Hand back each line, unchanged, from the top down to the line where "interface TurnedLabel extends" sits.

### Data lines
-------------------------

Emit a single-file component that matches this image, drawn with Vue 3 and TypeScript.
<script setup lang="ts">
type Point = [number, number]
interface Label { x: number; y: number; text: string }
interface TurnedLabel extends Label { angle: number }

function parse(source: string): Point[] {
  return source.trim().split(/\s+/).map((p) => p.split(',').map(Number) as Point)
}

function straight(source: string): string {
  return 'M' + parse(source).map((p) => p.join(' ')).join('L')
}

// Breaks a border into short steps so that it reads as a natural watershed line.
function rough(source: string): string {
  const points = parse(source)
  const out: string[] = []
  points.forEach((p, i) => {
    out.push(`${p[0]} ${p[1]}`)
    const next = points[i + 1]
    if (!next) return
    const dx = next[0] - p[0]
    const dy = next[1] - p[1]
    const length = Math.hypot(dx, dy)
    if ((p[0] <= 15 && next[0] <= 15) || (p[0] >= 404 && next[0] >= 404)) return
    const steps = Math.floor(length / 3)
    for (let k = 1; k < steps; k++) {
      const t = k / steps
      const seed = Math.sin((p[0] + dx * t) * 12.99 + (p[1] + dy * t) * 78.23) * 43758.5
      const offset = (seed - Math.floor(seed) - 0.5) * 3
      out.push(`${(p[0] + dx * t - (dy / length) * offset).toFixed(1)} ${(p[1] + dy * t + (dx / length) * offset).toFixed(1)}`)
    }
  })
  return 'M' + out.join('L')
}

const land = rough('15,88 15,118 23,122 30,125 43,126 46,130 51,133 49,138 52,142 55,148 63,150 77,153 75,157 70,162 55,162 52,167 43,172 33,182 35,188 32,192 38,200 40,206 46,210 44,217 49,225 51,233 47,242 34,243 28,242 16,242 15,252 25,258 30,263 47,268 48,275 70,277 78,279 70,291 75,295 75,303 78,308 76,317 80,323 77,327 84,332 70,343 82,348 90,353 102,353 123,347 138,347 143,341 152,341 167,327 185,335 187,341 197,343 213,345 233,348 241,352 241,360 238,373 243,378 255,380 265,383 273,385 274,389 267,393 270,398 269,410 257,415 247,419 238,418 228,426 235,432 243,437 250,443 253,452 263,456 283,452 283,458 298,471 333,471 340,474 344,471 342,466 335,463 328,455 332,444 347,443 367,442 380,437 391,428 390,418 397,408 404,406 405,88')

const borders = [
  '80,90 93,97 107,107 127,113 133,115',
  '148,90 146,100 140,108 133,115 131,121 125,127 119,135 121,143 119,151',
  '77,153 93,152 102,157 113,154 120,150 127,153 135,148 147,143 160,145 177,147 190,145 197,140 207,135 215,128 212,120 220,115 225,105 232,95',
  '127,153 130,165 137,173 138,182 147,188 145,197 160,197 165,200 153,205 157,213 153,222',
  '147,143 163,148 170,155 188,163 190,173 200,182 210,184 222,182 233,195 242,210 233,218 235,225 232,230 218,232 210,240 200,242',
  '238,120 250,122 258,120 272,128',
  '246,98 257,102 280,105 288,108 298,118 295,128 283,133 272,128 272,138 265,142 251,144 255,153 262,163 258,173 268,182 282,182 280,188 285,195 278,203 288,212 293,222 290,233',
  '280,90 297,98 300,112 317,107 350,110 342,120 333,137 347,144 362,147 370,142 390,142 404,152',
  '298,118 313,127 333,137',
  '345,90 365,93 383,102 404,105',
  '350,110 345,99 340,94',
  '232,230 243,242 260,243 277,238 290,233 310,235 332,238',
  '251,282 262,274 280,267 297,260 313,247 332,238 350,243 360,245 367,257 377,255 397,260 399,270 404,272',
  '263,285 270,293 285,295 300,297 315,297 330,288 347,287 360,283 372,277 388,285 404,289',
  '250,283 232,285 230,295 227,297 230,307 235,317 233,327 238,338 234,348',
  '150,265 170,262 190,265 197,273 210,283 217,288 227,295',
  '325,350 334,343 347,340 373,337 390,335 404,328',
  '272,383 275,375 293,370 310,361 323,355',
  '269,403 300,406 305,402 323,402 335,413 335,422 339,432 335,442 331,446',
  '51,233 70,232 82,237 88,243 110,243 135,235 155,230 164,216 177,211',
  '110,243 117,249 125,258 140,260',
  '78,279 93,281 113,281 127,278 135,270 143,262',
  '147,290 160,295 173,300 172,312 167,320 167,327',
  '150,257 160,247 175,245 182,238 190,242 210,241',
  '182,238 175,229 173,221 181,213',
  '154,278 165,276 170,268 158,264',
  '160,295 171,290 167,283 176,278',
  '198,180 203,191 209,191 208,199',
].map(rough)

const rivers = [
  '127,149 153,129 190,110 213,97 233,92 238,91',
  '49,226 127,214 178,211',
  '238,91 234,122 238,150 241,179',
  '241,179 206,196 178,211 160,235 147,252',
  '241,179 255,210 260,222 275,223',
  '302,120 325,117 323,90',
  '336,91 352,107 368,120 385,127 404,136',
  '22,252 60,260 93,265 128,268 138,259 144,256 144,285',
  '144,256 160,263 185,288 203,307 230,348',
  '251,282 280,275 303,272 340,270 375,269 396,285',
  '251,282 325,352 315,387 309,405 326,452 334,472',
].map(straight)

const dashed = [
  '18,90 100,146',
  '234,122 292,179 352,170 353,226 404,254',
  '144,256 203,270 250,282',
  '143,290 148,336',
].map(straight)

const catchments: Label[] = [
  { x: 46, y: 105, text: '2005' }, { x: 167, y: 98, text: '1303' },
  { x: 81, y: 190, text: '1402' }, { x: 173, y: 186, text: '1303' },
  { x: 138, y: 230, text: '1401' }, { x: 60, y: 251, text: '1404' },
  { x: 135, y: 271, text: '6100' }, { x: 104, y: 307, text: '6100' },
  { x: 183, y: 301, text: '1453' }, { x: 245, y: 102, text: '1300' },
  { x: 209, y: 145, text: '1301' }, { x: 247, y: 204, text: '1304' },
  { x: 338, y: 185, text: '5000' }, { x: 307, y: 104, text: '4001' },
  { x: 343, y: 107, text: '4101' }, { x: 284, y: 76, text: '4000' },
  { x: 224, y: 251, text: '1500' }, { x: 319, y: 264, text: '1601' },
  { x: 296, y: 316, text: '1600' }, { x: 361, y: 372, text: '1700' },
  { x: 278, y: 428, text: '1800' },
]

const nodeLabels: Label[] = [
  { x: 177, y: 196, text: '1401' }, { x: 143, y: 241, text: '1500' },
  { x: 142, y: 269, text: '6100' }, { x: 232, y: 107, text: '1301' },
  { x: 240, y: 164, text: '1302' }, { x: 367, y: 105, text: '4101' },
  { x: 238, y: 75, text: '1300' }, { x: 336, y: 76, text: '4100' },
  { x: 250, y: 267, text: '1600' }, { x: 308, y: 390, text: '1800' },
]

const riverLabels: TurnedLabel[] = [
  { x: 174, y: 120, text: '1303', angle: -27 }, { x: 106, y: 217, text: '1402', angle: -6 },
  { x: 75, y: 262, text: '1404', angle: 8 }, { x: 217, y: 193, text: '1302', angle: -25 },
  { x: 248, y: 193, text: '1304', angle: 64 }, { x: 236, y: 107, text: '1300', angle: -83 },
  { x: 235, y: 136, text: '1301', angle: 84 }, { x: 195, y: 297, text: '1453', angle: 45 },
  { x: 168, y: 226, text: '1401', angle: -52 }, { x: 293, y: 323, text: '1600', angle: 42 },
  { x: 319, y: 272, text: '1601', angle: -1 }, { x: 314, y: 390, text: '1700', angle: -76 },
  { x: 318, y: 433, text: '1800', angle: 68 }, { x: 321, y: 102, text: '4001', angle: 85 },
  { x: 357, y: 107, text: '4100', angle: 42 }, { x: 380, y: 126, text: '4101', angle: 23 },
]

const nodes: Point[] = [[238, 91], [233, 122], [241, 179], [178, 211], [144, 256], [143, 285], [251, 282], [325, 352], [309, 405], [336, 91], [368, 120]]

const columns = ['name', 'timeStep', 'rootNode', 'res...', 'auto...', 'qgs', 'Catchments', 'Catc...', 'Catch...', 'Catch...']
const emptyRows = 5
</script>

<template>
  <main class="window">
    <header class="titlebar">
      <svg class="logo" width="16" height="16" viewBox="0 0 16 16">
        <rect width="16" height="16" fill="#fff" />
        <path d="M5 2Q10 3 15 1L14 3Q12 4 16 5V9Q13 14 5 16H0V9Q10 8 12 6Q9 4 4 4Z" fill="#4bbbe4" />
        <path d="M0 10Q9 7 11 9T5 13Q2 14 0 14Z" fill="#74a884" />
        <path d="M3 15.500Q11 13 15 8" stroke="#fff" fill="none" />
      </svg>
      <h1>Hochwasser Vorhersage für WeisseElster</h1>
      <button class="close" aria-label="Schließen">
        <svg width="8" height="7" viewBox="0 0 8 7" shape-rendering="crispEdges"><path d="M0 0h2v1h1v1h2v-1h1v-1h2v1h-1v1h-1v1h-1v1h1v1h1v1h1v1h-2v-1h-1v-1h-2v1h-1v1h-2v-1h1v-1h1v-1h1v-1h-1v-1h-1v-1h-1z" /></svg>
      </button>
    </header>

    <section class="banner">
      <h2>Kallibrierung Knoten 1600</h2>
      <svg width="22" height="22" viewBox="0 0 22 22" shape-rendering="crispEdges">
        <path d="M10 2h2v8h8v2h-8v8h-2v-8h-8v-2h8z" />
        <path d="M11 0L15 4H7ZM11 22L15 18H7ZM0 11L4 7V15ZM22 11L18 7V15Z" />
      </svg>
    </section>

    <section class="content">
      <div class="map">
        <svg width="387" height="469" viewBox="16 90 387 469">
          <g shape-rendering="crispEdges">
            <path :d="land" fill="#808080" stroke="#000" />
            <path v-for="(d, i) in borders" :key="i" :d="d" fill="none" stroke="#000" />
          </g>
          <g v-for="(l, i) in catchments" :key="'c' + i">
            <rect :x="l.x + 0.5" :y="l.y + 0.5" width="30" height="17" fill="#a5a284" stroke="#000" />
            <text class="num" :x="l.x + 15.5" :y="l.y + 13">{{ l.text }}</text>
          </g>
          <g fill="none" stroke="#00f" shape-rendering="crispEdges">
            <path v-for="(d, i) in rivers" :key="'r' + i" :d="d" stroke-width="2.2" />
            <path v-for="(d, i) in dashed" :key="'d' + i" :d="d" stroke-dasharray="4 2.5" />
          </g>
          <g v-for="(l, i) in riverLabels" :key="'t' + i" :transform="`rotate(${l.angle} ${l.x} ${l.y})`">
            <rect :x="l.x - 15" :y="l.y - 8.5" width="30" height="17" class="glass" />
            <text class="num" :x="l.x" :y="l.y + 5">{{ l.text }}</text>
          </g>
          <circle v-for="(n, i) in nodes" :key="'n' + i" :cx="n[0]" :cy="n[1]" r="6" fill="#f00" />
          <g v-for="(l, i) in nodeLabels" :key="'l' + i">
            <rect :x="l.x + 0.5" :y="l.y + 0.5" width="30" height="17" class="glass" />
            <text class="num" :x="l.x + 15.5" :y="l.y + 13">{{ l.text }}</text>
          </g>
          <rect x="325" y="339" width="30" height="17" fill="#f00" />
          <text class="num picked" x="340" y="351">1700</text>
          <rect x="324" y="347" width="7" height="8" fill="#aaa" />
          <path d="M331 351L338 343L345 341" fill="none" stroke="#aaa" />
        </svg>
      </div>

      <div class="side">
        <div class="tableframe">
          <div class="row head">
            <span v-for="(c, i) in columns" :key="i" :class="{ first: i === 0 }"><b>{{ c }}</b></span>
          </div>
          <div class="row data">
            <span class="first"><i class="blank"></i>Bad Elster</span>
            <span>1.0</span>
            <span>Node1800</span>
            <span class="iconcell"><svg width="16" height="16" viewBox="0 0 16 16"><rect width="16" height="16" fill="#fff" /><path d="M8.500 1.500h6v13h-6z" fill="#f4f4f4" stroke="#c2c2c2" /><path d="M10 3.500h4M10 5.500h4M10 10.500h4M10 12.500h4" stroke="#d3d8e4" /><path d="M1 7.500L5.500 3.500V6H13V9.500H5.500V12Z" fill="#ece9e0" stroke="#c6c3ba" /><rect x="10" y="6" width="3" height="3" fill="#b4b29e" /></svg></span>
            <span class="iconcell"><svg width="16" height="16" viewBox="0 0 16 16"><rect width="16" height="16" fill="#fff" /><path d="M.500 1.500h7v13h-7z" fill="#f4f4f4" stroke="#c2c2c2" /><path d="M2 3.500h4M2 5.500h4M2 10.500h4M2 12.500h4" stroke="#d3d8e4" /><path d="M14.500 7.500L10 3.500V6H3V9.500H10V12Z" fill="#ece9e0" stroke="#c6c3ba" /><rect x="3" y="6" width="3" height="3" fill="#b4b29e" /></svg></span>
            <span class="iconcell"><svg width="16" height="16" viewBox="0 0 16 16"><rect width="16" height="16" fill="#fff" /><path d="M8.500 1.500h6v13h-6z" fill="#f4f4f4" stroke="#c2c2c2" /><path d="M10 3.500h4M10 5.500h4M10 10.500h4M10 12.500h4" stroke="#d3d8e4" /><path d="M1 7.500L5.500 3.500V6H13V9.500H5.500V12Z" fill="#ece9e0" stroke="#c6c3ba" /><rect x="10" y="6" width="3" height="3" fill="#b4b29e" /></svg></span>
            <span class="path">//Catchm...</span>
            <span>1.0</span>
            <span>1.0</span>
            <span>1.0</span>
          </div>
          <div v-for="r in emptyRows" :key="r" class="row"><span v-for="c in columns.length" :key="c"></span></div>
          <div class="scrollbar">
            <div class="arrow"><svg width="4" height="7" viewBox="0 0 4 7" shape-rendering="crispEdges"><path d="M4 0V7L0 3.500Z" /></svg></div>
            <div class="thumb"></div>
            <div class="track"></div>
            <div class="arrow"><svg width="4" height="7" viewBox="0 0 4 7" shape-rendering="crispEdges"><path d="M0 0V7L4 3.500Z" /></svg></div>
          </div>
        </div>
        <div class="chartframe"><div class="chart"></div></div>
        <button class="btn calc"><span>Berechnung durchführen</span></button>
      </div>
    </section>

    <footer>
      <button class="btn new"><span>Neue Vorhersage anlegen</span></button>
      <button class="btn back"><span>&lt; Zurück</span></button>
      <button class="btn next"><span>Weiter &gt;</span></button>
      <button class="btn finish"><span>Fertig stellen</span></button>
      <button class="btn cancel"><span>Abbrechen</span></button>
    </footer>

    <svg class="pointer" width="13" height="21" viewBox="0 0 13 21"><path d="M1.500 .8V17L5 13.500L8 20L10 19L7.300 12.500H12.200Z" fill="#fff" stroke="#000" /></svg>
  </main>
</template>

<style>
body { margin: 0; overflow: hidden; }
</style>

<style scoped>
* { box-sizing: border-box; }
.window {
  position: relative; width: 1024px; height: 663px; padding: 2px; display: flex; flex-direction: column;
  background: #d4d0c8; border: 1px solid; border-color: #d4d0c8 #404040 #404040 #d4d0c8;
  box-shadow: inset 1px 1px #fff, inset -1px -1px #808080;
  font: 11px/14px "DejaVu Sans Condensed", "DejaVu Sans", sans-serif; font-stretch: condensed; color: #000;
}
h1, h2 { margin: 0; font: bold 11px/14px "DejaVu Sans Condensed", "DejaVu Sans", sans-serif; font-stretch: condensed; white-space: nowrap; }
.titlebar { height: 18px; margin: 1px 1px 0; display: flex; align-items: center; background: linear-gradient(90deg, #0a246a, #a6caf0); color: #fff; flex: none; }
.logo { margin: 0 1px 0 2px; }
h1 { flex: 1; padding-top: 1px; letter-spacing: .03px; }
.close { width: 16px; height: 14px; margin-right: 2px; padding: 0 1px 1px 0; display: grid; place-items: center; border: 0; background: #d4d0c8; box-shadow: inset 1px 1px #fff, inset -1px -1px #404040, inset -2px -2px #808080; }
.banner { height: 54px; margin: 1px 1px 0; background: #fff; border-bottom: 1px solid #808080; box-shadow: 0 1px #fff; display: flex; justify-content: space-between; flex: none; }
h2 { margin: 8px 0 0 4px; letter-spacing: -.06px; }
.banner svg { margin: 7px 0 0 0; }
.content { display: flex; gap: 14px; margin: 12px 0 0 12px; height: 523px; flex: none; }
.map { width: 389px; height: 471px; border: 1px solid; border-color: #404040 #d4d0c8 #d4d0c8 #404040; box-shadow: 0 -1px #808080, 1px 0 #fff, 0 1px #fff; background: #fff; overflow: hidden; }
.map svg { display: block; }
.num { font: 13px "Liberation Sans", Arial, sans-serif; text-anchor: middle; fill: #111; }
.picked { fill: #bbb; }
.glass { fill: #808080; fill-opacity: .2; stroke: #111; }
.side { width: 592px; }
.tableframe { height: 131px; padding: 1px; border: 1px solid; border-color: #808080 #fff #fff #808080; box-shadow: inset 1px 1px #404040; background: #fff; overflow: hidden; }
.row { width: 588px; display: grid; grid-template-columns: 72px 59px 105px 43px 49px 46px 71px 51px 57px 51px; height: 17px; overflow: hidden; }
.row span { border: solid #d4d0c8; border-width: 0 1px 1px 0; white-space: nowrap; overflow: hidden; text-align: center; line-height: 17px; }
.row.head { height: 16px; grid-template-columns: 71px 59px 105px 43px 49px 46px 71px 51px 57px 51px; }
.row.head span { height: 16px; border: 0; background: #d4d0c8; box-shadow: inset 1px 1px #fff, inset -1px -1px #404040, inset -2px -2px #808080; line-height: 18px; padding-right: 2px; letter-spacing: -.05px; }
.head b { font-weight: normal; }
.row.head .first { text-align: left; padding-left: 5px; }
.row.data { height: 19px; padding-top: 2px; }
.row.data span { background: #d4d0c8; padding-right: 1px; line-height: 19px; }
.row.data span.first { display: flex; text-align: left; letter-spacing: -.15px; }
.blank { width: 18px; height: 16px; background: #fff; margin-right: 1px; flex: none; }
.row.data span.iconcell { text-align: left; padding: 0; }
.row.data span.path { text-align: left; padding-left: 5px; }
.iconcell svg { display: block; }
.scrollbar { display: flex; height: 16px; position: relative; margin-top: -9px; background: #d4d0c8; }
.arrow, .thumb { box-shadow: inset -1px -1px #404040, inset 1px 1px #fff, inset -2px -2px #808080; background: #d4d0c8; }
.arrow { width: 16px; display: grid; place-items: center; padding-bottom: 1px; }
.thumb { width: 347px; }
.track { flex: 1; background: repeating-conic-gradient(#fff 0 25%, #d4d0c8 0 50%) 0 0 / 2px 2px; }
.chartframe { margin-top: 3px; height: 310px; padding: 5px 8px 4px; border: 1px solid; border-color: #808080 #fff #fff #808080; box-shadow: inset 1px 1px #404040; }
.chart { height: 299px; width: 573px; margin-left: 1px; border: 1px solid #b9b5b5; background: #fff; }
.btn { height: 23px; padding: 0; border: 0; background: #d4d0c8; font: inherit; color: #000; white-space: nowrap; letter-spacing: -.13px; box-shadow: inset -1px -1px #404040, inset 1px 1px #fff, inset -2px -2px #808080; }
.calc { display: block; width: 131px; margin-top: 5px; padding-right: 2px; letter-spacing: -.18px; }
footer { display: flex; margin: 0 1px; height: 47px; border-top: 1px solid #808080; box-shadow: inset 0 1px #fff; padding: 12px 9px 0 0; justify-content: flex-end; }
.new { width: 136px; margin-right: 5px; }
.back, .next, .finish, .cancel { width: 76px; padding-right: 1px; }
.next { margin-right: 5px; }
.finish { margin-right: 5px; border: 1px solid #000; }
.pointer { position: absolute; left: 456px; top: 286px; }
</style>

-------------------------

### Result for this task
Emit a single-file component that matches this image, drawn with Vue 3 and TypeScript.
<script setup lang="ts">
type Point = [number, number]
interface Label { x: number; y: number; text: string }
interface TurnedLabel extends Label { angle: number }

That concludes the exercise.